In the 6th century B.C., Thales of Miletus, a Greek wise man, reasoned that a magnet’s power of attraction was the result of science, not magic.

After that, it was only a matter of time (okay, a few millennia) before magnets turned up in TVs, turbines, computer hard drives, and on the fronts of fridges everywhere.

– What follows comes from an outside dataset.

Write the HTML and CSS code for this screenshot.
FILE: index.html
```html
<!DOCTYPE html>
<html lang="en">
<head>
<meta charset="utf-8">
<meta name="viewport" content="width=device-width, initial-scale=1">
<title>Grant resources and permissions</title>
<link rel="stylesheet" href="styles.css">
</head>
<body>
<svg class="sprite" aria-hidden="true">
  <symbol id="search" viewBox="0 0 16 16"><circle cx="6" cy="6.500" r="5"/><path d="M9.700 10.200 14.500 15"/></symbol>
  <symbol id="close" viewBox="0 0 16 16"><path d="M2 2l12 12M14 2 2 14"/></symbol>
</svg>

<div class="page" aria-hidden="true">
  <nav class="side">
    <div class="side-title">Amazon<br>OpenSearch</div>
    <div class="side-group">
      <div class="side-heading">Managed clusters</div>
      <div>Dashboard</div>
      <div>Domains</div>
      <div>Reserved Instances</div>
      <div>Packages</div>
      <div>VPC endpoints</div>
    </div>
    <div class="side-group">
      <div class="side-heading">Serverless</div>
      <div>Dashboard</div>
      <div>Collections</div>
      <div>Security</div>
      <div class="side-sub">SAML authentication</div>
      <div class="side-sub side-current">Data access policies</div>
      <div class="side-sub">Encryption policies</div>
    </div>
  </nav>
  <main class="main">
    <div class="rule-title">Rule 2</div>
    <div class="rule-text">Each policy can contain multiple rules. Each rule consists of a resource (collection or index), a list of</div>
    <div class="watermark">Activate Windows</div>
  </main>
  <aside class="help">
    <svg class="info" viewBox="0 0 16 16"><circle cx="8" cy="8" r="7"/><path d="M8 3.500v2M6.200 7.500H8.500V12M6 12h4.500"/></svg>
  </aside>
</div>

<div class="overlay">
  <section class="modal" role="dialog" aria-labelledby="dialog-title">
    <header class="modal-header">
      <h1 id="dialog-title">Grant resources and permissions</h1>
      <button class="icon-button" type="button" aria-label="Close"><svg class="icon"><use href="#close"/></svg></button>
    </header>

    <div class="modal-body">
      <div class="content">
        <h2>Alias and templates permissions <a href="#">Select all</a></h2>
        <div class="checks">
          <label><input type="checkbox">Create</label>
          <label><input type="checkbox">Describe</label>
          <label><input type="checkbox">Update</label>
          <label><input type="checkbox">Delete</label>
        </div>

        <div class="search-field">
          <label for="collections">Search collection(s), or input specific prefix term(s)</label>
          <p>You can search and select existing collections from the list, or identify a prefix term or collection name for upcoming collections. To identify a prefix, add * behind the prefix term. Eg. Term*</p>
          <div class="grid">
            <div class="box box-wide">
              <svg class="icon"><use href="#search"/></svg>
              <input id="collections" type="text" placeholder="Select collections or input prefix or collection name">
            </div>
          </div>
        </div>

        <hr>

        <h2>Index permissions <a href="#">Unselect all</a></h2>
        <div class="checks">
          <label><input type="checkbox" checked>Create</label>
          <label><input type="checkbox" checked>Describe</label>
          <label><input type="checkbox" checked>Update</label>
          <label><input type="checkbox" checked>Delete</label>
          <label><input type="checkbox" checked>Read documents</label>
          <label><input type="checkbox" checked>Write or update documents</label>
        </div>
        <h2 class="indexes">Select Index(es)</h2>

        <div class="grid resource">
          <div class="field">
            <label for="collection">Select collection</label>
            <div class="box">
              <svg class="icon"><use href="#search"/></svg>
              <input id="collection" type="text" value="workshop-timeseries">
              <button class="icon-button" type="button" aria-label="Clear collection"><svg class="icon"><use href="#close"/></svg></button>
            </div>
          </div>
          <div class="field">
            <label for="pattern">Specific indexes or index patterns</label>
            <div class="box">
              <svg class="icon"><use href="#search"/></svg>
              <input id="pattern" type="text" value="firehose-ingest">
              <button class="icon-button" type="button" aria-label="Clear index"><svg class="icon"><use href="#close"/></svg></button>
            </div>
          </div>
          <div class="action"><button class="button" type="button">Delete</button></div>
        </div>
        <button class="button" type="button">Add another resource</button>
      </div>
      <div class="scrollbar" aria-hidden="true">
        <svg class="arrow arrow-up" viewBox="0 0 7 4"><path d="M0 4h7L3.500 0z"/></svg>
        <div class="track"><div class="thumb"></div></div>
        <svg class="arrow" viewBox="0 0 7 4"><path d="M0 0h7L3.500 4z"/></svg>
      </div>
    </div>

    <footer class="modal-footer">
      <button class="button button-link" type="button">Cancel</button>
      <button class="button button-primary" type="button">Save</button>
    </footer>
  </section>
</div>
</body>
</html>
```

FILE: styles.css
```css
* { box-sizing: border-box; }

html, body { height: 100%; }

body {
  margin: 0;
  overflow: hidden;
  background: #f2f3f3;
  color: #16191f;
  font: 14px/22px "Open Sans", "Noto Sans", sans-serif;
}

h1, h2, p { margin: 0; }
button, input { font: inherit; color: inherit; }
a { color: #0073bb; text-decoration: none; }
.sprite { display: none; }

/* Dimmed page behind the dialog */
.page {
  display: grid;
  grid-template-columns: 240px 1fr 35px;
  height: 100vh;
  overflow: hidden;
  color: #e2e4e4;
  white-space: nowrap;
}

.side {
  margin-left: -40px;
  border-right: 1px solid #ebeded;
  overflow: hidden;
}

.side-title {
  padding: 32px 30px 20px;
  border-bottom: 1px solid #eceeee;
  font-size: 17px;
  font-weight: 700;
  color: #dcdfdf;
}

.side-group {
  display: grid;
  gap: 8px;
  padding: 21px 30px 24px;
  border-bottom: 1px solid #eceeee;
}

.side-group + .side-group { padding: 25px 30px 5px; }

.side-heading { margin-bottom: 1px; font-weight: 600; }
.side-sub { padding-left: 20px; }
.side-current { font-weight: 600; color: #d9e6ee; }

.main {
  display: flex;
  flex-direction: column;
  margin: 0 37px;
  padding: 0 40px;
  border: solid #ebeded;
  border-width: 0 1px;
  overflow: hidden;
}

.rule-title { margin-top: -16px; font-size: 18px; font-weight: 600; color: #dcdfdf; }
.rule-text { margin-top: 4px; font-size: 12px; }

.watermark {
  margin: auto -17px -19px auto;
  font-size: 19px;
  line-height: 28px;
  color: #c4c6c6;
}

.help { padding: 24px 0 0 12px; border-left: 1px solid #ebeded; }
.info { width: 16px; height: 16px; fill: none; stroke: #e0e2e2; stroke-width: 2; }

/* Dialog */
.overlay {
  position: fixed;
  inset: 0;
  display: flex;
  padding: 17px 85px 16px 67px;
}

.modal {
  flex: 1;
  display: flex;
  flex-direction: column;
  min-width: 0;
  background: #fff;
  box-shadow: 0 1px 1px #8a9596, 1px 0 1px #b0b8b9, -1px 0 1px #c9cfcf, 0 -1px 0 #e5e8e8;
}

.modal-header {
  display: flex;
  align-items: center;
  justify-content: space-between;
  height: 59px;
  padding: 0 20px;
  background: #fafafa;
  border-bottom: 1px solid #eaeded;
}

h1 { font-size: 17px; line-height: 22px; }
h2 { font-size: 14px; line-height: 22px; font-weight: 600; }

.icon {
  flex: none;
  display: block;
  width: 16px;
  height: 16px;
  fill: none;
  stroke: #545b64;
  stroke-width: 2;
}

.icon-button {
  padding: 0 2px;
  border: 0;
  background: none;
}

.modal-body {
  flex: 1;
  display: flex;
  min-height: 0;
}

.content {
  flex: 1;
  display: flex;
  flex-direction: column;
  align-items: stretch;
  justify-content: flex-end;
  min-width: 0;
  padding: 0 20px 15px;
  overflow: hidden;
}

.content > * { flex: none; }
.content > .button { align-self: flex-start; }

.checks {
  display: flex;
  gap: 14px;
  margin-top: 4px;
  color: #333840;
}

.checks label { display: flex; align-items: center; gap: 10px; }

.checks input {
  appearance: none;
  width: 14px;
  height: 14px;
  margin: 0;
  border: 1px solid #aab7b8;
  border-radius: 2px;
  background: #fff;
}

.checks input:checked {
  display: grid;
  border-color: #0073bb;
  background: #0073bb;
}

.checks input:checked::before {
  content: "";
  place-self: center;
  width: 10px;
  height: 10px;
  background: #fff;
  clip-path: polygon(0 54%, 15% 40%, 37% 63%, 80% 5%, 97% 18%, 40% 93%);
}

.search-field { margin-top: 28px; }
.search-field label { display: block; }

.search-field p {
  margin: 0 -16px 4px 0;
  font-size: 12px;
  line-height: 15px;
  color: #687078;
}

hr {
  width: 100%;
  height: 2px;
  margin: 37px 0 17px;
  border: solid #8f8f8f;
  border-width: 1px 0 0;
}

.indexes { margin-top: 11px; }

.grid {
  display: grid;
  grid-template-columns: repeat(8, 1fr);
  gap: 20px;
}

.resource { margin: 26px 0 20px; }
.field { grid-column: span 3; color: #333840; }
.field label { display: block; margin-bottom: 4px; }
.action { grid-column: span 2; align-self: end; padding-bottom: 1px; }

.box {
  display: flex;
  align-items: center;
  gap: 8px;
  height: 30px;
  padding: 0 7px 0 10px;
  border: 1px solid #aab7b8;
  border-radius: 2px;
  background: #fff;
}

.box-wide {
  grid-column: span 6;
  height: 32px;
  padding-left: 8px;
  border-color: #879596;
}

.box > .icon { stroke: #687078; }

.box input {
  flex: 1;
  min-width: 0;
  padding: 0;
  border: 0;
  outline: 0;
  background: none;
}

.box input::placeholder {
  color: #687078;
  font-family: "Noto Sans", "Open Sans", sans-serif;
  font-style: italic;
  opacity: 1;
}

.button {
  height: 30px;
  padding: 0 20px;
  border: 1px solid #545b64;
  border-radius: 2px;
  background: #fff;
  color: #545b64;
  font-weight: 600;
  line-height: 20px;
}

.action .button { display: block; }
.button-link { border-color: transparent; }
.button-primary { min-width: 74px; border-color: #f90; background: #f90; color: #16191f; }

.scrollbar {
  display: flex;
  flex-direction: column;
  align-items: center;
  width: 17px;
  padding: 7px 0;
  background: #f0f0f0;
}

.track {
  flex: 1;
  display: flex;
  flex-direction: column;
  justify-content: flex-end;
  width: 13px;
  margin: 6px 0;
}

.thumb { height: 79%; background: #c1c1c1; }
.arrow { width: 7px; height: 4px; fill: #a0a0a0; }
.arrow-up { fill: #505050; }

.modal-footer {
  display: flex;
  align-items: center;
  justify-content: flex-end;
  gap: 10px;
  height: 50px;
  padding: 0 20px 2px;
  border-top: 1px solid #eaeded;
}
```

Their stick-to-itiveness—in the form of iron horseshoes, shiny rare-earth bars, or vinyl-coated magnetic sheets—is also helpful for a host of household projects.

Magnets Can Be Used To:

  • Locate metal studs in a wall.
  • Seal off air-conditioning vents to improve home heating by placing vinyl-coated sheets over the steel register faces.
  • Hang Polaroids of projects-in-process on the lip of a metal shelf above the workbench.

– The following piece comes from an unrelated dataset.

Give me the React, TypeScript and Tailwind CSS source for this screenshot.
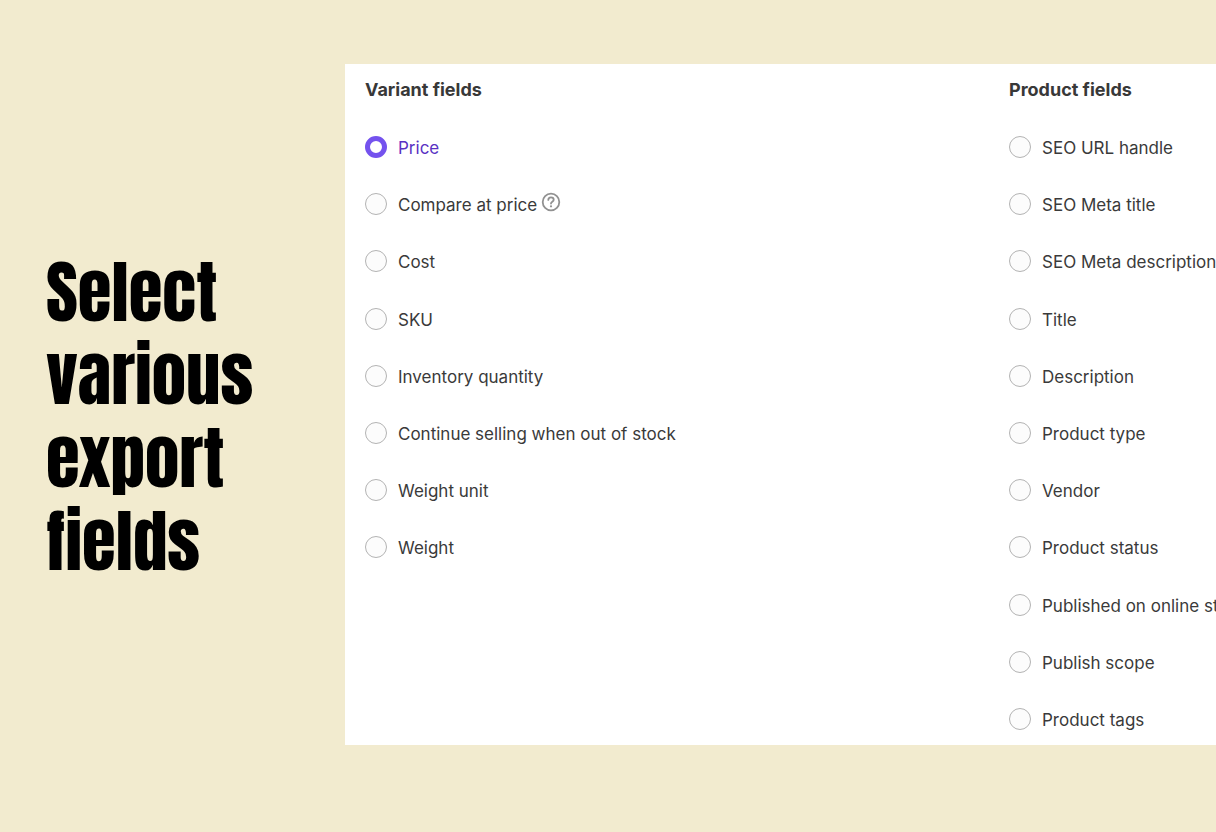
import { useState } from "react";

interface Field {
  id: string;
  label: string;
  help?: boolean;
}

const variantFields: Field[] = [
  { id: "price", label: "Price" },
  { id: "compare-at-price", label: "Compare at price", help: true },
  { id: "cost", label: "Cost" },
  { id: "sku", label: "SKU" },
  { id: "inventory-quantity", label: "Inventory quantity" },
  { id: "continue-selling", label: "Continue selling when out of stock" },
  { id: "weight-unit", label: "Weight unit" },
  { id: "weight", label: "Weight" },
];

const productFields: Field[] = [
  { id: "seo-url", label: "SEO URL handle" },
  { id: "seo-title", label: "SEO Meta title" },
  { id: "seo-description", label: "SEO Meta description" },
  { id: "title", label: "Title" },
  { id: "description", label: "Description" },
  { id: "product-type", label: "Product type" },
  { id: "vendor", label: "Vendor" },
  { id: "product-status", label: "Product status" },
  { id: "published", label: "Published on online store" },
  { id: "publish-scope", label: "Publish scope" },
  { id: "product-tags", label: "Product tags" },
];

const HelpIcon = () => (
  <svg className="w-5 h-5" viewBox="0 0 20 20" fill="none" stroke="#919191" strokeWidth="1.8" strokeLinecap="round">
    <circle cx="10" cy="10" r="8.3" />
    <path d="M7.3 7.9C7.3 6.3 8.5 5.3 10 5.3s2.7 1 2.7 2.4c0 1.9-2.7 2-2.7 3.8" />
    <circle cx="10" cy="14.3" r="1.1" fill="#919191" stroke="none" />
  </svg>
);

interface FieldListProps {
  title: string;
  fields: Field[];
  selected: string;
  onSelect: (id: string) => void;
}

const FieldList = ({ title, fields, selected, onSelect }: FieldListProps) => (
  <section className="flex flex-col whitespace-nowrap">
    <h2 className="text-lg leading-6 font-bold text-[#383838]">{title}</h2>
    {/* Both columns share the same 11 rows so they stay aligned */}
    <ul className="mt-[34px] flex-1 grid grid-rows-[repeat(11,22px)] gap-y-4 content-between">
      {fields.map((field) => (
        <li key={field.id} className="flex items-center">
          <input
            type="radio"
            id={field.id}
            name="export-field"
            checked={selected === field.id}
            onChange={() => onSelect(field.id)}
            className="appearance-none shrink-0 w-[22px] h-[22px] rounded-full border border-[#b3b3b3] bg-[#fcfcfc] checked:border-5 checked:border-[#7452ee] checked:bg-white"
          />
          <label
            htmlFor={field.id}
            className={`pl-[11px] pt-0.5 text-[17px] leading-5 ${
              selected === field.id ? "text-[#5a32c3]" : "text-[#3a3a3a]"
            }`}
          >
            {field.label}
          </label>
          {field.help && (
            <button type="button" aria-label="Help" className="ml-1 pb-1">
              <HelpIcon />
            </button>
          )}
        </li>
      ))}
    </ul>
  </section>
);

const App = () => {
  const [selected, setSelected] = useState("price");

  return (
    <main className="min-h-screen flex bg-[#f2ebcf] pt-16 pb-[87px] overflow-hidden">
      <div className="w-[345px] shrink-0 flex items-center pl-[46px] pt-6">
        <h1 className="font-[Anton,'Liberation_Sans_Narrow','Liberation_Sans',sans-serif] font-normal text-[69px] leading-[83px] text-black">
          Select
          <br />
          various
          <br />
          export
          <br />
          fields
        </h1>
      </div>

      {/* Card runs off the right side of the page */}
      <div className="flex-1 min-w-0 overflow-hidden grid grid-cols-[644px_1fr] bg-white pl-5 pt-3.5 pb-[15px] font-[Inter,'Liberation_Sans',sans-serif]">
        <FieldList title="Variant fields" fields={variantFields} selected={selected} onSelect={setSelected} />
        <FieldList title="Product fields" fields={productFields} selected={selected} onSelect={setSelected} />
      </div>
    </main>
  );
};

export default App;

  • Collect nails from a porch repair job that have fallen in the grass.
  • Prevent corrosion inside your water heater; a magnet placed on the freshwater intake pipe catches damaging metallic calcium particles before they can get inside.
  • Pin blueprints onto the side or hood of the truck.
  • Create a bulletin board without the use of tacks, tape, or hooks on walls coated with “magnetized” paint containing metals.
  • Protect a tractor’s engine: Ceramic magnets placed in the oil pan will attract steel bits that get into the oil from grinding pistons.
  • Fasten steel framing squares to the outside of toolboxes for quick access by gluing magnets to the box sides.
  • Clean up metal shavings that have fallen from the bench grinder onto the workshop floor.